* Data for processing *
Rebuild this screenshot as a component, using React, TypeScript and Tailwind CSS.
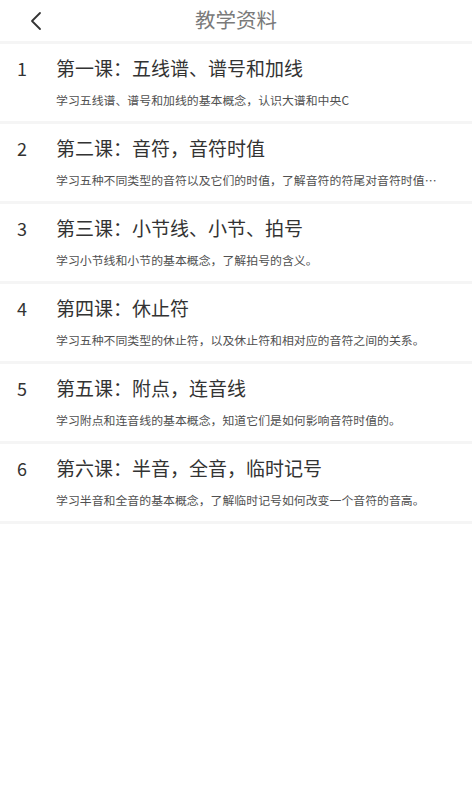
const lessons = [
  { title: "第一课：五线谱、谱号和加线", desc: "学习五线谱、谱号和加线的基本概念，认识大谱和中央C" },
  { title: "第二课：音符，音符时值", desc: "学习五种不同类型的音符以及它们的时值，了解音符的符尾对音符时值的影响。" },
  { title: "第三课：小节线、小节、拍号", desc: "学习小节线和小节的基本概念，了解拍号的含义。" },
  { title: "第四课：休止符", desc: "学习五种不同类型的休止符，以及休止符和相对应的音符之间的关系。" },
  { title: "第五课：附点，连音线", desc: "学习附点和连音线的基本概念，知道它们是如何影响音符时值的。" },
  { title: "第六课：半音，全音，临时记号", desc: "学习半音和全音的基本概念，了解临时记号如何改变一个音符的音高。" },
];

const App = () => {
  return (
    <div
      className="min-h-screen w-full bg-white text-[#333]"
      style={{ fontFamily: '"Noto Sans CJK SC", "Noto Sans", sans-serif' }}
    >
      {/* header */}
      <div className="relative flex h-[44px] items-center justify-center border-b-[3px] border-[#f5f5f5] pb-[2px]">
        <button className="absolute left-[28px] top-[11px] text-[#333]">
          <svg width="16" height="20" viewBox="0 0 16 20" fill="none">
            <path d="M12 2 L4 10 L12 18" stroke="currentColor" strokeWidth="1.8" strokeLinecap="round" strokeLinejoin="round" />
          </svg>
        </button>
        <h1 className="text-[20.5px] font-normal text-[#7a7a7a]">教学资料</h1>
      </div>

      {/* lesson list */}
      <div className="flex flex-col">
        {lessons.map((l, i) => (
          <div key={i} className="flex h-[80px] flex-col border-b-[3px] border-[#f5f5f5] pl-[17px] pr-[30px]">
            <div className="flex items-center pt-[12px]">
              <span className="w-[39px] text-[18px] leading-[24px] text-[#333]">{i + 1}</span>
              <span className="text-[19px] leading-[24px] text-[#333]">{l.title}</span>
            </div>
            <p className="mt-[12px] truncate pl-[39px] text-[11.9px] leading-[16px] text-[#505050]">{l.desc}</p>
          </div>
        ))}
      </div>
    </div>
  );
};

export default App;
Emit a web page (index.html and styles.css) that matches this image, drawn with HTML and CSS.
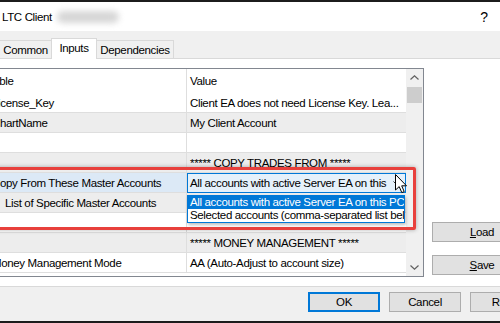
FILE: index.html
```html
<!DOCTYPE html>
<html lang="en">
<head>
    <meta charset="UTF-8">
    <meta name="viewport" content="width=device-width, initial-scale=1.0">
    <title>LTC Client</title>
    <link rel="stylesheet" href="styles.css">
</head>
<body>
    <div class="window">
        <div class="top-edge"></div>

        <div class="titlebar">
            <span class="title">LTC Client</span>
            <span class="title-blur"></span>
            <span class="help">?</span>
        </div>

        <div class="tabs">
            <div class="tab">Common</div>
            <div class="tab active">Inputs</div>
            <div class="tab">Dependencies</div>
        </div>

        <div class="page">
            <div class="grid">
                <div class="rows">
                    <div class="row head">
                        <div class="name">Variable</div>
                        <div class="value">Value</div>
                    </div>
                    <div class="row">
                        <div class="name">License_Key</div>
                        <div class="value">Client EA does not need License Key. Lea...</div>
                    </div>
                    <div class="row alt">
                        <div class="name">ChartName</div>
                        <div class="value">My Client Account</div>
                    </div>
                    <div class="row">
                        <div class="name"></div>
                        <div class="value"></div>
                    </div>
                    <div class="row alt">
                        <div class="name"></div>
                        <div class="value">***** COPY TRADES FROM *****</div>
                    </div>
                    <div class="row selected">
                        <div class="name">Copy From These Master Accounts</div>
                        <div class="value">
                            <div class="combo">
                                <span class="combo-text">All accounts with active Server EA on this PC</span>
                                <span class="combo-arrow">
                                    <svg width="8" height="5" viewBox="0 0 8 5"><path d="M0.5 0.5 L4 4 L7.5 0.5" fill="none" stroke="#333" stroke-width="1"/></svg>
                                </span>
                            </div>
                            <div class="dropdown">
                                <div class="option current">All accounts with active Server EA on this PC</div>
                                <div class="option">Selected accounts (comma-separated list below)</div>
                            </div>
                            <svg class="cursor" width="13" height="20" viewBox="0 0 13 20">
                                <path d="M0.5 0.5 L0.5 16 L4.2 12.6 L6.8 18.6 L9.2 17.6 L6.7 11.8 L11.5 11.8 Z" fill="#fff" stroke="#000" stroke-width="1" stroke-linejoin="round"/>
                            </svg>
                        </div>
                    </div>
                    <div class="row alt">
                        <div class="name shifted">List of Specific Master Accounts</div>
                        <div class="value"></div>
                    </div>
                    <div class="row">
                        <div class="name"></div>
                        <div class="value"></div>
                    </div>
                    <div class="row alt">
                        <div class="name"></div>
                        <div class="value">***** MONEY MANAGEMENT *****</div>
                    </div>
                    <div class="row">
                        <div class="name">Money Management Mode</div>
                        <div class="value">AA (Auto-Adjust to account size)</div>
                    </div>
                </div>

                <div class="scrollbar">
                    <div class="sb-btn">
                        <svg width="9" height="5" viewBox="0 0 9 5"><path d="M0.5 4.5 L4.5 0.8 L8.5 4.5" fill="none" stroke="#606060" stroke-width="1.2"/></svg>
                    </div>
                    <div class="sb-track">
                        <div class="sb-thumb"></div>
                    </div>
                    <div class="sb-btn">
                        <svg width="9" height="5" viewBox="0 0 9 5"><path d="M0.5 0.5 L4.5 4.2 L8.5 0.5" fill="none" stroke="#606060" stroke-width="1.2"/></svg>
                    </div>
                </div>

                <div class="highlight"></div>
            </div>

            <div class="side">
                <button class="btn"><u>L</u>oad</button>
                <button class="btn"><u>S</u>ave</button>
            </div>
        </div>

        <div class="footer">
            <button class="btn default">OK</button>
            <button class="btn">Cancel</button>
            <button class="btn">Reset</button>
        </div>

        <div class="bottom-edge"></div>
    </div>
</body>
</html>
```

FILE: styles.css
```css
body {
    margin: 0;
    width: 500px;
    height: 323px;
    overflow: hidden;
    font-family: 'Liberation Sans', Arial, sans-serif;
    font-size: 11.5px;
    letter-spacing: -0.35px;
    color: #000;
    background: #f0f0f0;
}

.window {
    display: flex;
    flex-direction: column;
    height: 323px;
}

.top-edge {
    height: 2px;
    background: #1c1c1c;
}

.titlebar {
    height: 29px;
    display: flex;
    align-items: center;
    background: #fff;
}

.title {
    margin-left: 2px;
}

.title-blur {
    width: 62px;
    height: 12px;
    margin-left: 5px;
    background: #d6d6d6;
    border-radius: 6px;
    filter: blur(3px);
}

.help {
    margin-left: auto;
    margin-right: 12px;
    font-size: 14px;
    letter-spacing: 0;
}

/* tab strip */
.tabs {
    height: 27px;
    display: flex;
    align-items: flex-end;
    background: #f0f0f0;
    position: relative;
    z-index: 1;
}

.tab {
    height: 18px;
    line-height: 18px;
    text-align: center;
    border: 1px solid #d9d9d9;
    border-bottom: none;
    box-sizing: border-box;
    background: #f0f0f0;
}

.tab:nth-child(1) {
    width: 52px;
    margin-left: -1px;
    border-right: none;
}

.tab:nth-child(3) {
    width: 77px;
    border-left: none;
}

.tab.active {
    width: 46px;
    height: 21px;
    line-height: 18px;
    margin-bottom: -1px;
    background: #fff;
}

/* tab page */
.page {
    height: 227px;
    display: flex;
    align-items: flex-start;
    background: #fff;
    border-top: 1px solid #d9d9d9;
    border-bottom: 1px solid #d9d9d9;
}

.grid {
    position: relative;
    flex-shrink: 0;
    margin-top: 9px;
    margin-left: -60px;
    width: 484px;
    height: 209px;
    box-sizing: border-box;
    border: 1px solid #828790;
    display: flex;
}

.rows {
    width: 465px;
    flex: none;
}

.row {
    display: flex;
    height: 20px;
    line-height: 20px;
    border-bottom: 1px solid #dedede;
    box-sizing: border-box;
    white-space: nowrap;
}

.row.head {
    height: 24px;
    line-height: 25px;
    border-bottom: none;
}

.row.alt {
    background: #ededed;
}

.name {
    width: 246px;
    flex: none;
    padding-left: 51px;
    box-sizing: border-box;
    border-right: 1px solid #dedede;
    overflow: hidden;
}

.head .name {
    padding-left: 34px;
}

.name.shifted {
    padding-left: 64px;
}

.value {
    width: 219px;
    flex: none;
    position: relative;
    padding-left: 3px;
    box-sizing: border-box;
    overflow: visible;
}

.row.selected .name {
    background: #dce9f6;
}

.combo {
    position: absolute;
    left: 0;
    top: 0;
    width: 219px;
    height: 20px;
    display: flex;
    align-items: center;
    background: #e5f1fb;
    border: 1px solid #0078d7;
    box-sizing: border-box;
}

.combo-text {
    flex: 1;
    padding-left: 2px;
    overflow: hidden;
    white-space: nowrap;
}

.combo-arrow {
    width: 16px;
    flex: none;
    display: flex;
    justify-content: center;
}

.dropdown {
    position: absolute;
    left: 0;
    top: 22px;
    width: 218px;
    box-sizing: border-box;
    border: 1px solid #0078d7;
    background: #fff;
    box-shadow: 1px 2px 3px rgba(0, 0, 0, 0.25);
    z-index: 2;
}

.option {
    height: 13px;
    line-height: 13px;
    padding-left: 2px;
    overflow: hidden;
    white-space: nowrap;
}

.option.current {
    background: #0078d7;
    color: #fff;
}

.cursor {
    position: absolute;
    left: 208px;
    top: 1px;
    z-index: 3;
}

.scrollbar {
    width: 17px;
    flex: none;
    display: flex;
    flex-direction: column;
    background: #f0f0f0;
}

.sb-btn {
    height: 17px;
    display: flex;
    align-items: center;
    justify-content: center;
}

.sb-track {
    flex: 1;
    padding: 1px 1px 0 1px;
}

.sb-thumb {
    height: 16px;
    background: #cdcdcd;
}

.highlight {
    position: absolute;
    left: 40px;
    right: 7px;
    top: 98px;
    height: 63px;
    border: 3px solid #e8403c;
    border-radius: 2px;
    box-sizing: border-box;
    box-shadow: 0 0 4px rgba(0, 0, 0, 0.3);
    z-index: 4;
}

/* side buttons */
.side {
    display: flex;
    flex-direction: column;
    gap: 13px;
    margin-top: 163px;
    margin-left: 8px;
}

.btn {
    width: 100px;
    height: 20px;
    padding: 0;
    font-family: 'Liberation Sans', Arial, sans-serif;
    font-size: 11.5px;
    letter-spacing: -0.35px;
    color: #000;
    background: #e1e1e1;
    border: 1px solid #adadad;
    box-sizing: border-box;
}

.footer {
    height: 34px;
    display: flex;
    align-items: flex-start;
    padding-top: 5px;
    padding-left: 308px;
    gap: 9px;
    box-sizing: border-box;
}

.footer .btn {
    width: 72px;
    flex-shrink: 0;
}

.btn.default {
    border: 2px solid #0078d7;
}

.bottom-edge {
    height: 2px;
    background: #1c1c1c;
}
```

* Do this *
Look through the entries and find each line that has the string "page". Copy those lines.

* Task result *
Emit a web page (index.html and styles.css) that matches this image, drawn with HTML and CSS.
        <div class="page">
/* tab page */
.page {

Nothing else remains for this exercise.